• [Stored data]:

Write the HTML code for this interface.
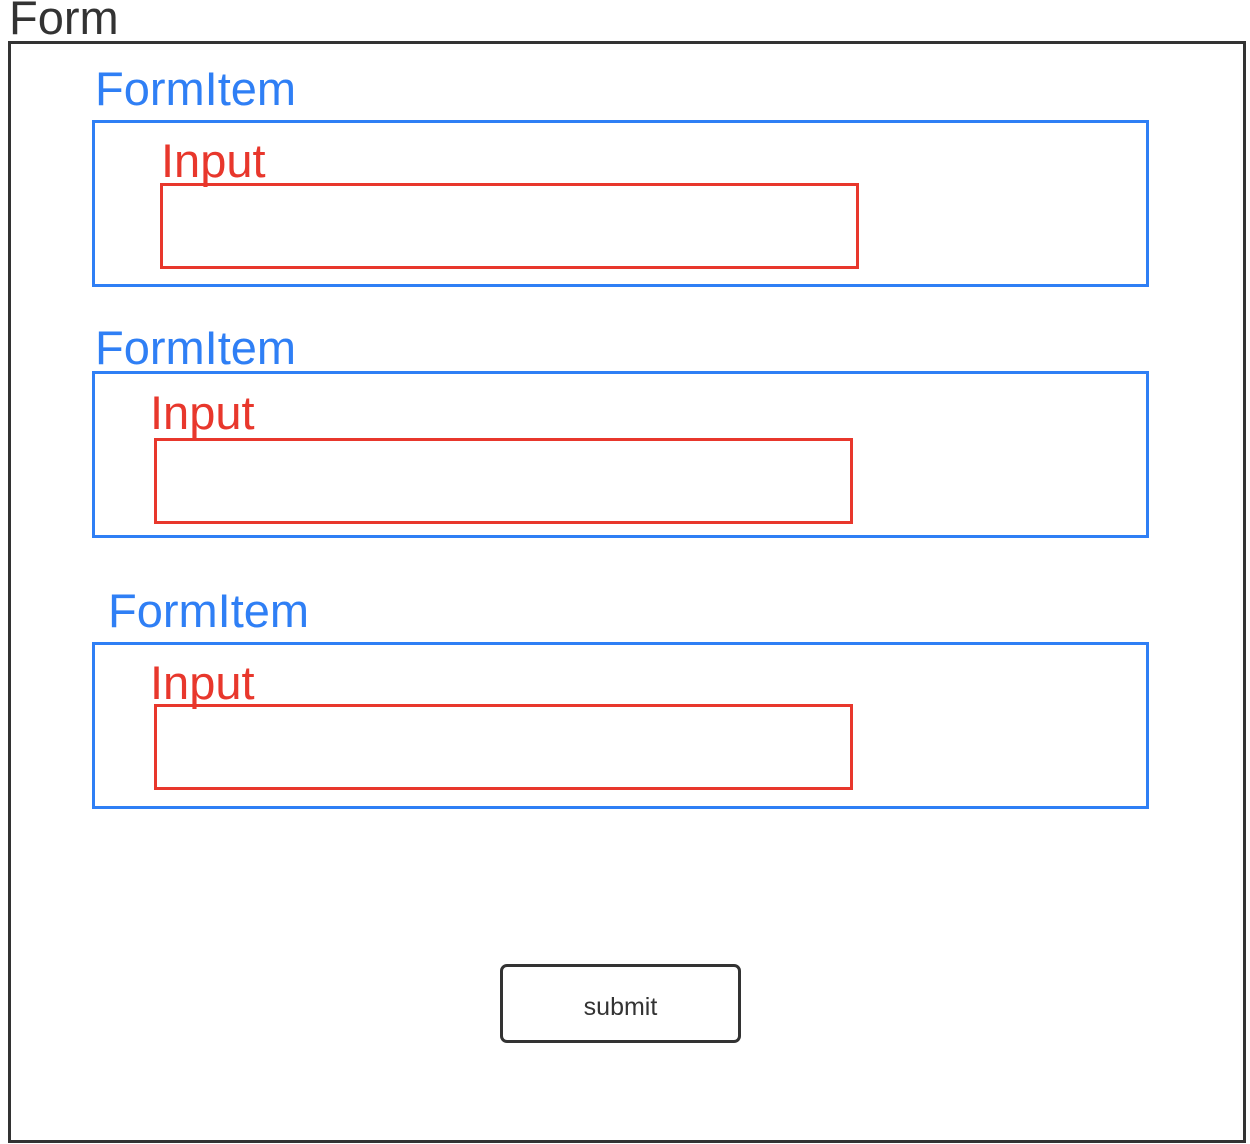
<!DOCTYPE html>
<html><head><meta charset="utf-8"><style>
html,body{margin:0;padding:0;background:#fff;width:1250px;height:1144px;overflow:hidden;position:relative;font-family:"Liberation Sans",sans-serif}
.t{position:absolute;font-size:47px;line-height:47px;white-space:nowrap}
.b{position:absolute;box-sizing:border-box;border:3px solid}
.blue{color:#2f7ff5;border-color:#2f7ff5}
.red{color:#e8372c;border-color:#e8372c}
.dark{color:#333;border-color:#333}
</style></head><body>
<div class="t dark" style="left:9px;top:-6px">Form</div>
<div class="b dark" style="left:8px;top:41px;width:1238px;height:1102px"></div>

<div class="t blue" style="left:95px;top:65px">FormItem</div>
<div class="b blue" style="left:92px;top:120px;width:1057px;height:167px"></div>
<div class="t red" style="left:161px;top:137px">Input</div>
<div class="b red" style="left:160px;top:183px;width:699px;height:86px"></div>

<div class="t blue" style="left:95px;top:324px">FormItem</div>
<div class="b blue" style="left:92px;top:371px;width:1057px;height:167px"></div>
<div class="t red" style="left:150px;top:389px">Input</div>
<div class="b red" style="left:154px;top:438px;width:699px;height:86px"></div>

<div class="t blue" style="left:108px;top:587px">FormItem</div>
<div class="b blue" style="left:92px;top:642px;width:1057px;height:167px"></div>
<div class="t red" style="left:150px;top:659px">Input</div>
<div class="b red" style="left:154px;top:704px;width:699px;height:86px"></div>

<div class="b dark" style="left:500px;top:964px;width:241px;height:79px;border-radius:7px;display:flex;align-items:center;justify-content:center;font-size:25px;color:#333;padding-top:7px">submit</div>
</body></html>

• [Exercise prompt]:
Write out each line of the data exactly; the images should be left out.

• [Reply]:
Write the HTML code for this interface.
<!DOCTYPE html>
<html><head><meta charset="utf-8"><style>
html,body{margin:0;padding:0;background:#fff;width:1250px;height:1144px;overflow:hidden;position:relative;font-family:"Liberation Sans",sans-serif}
.t{position:absolute;font-size:47px;line-height:47px;white-space:nowrap}
.b{position:absolute;box-sizing:border-box;border:3px solid}
.blue{color:#2f7ff5;border-color:#2f7ff5}
.red{color:#e8372c;border-color:#e8372c}
.dark{color:#333;border-color:#333}
</style></head><body>
<div class="t dark" style="left:9px;top:-6px">Form</div>
<div class="b dark" style="left:8px;top:41px;width:1238px;height:1102px"></div>

<div class="t blue" style="left:95px;top:65px">FormItem</div>
<div class="b blue" style="left:92px;top:120px;width:1057px;height:167px"></div>
<div class="t red" style="left:161px;top:137px">Input</div>
<div class="b red" style="left:160px;top:183px;width:699px;height:86px"></div>

<div class="t blue" style="left:95px;top:324px">FormItem</div>
<div class="b blue" style="left:92px;top:371px;width:1057px;height:167px"></div>
<div class="t red" style="left:150px;top:389px">Input</div>
<div class="b red" style="left:154px;top:438px;width:699px;height:86px"></div>

<div class="t blue" style="left:108px;top:587px">FormItem</div>
<div class="b blue" style="left:92px;top:642px;width:1057px;height:167px"></div>
<div class="t red" style="left:150px;top:659px">Input</div>
<div class="b red" style="left:154px;top:704px;width:699px;height:86px"></div>

<div class="b dark" style="left:500px;top:964px;width:241px;height:79px;border-radius:7px;display:flex;align-items:center;justify-content:center;font-size:25px;color:#333;padding-top:7px">submit</div>
</body></html>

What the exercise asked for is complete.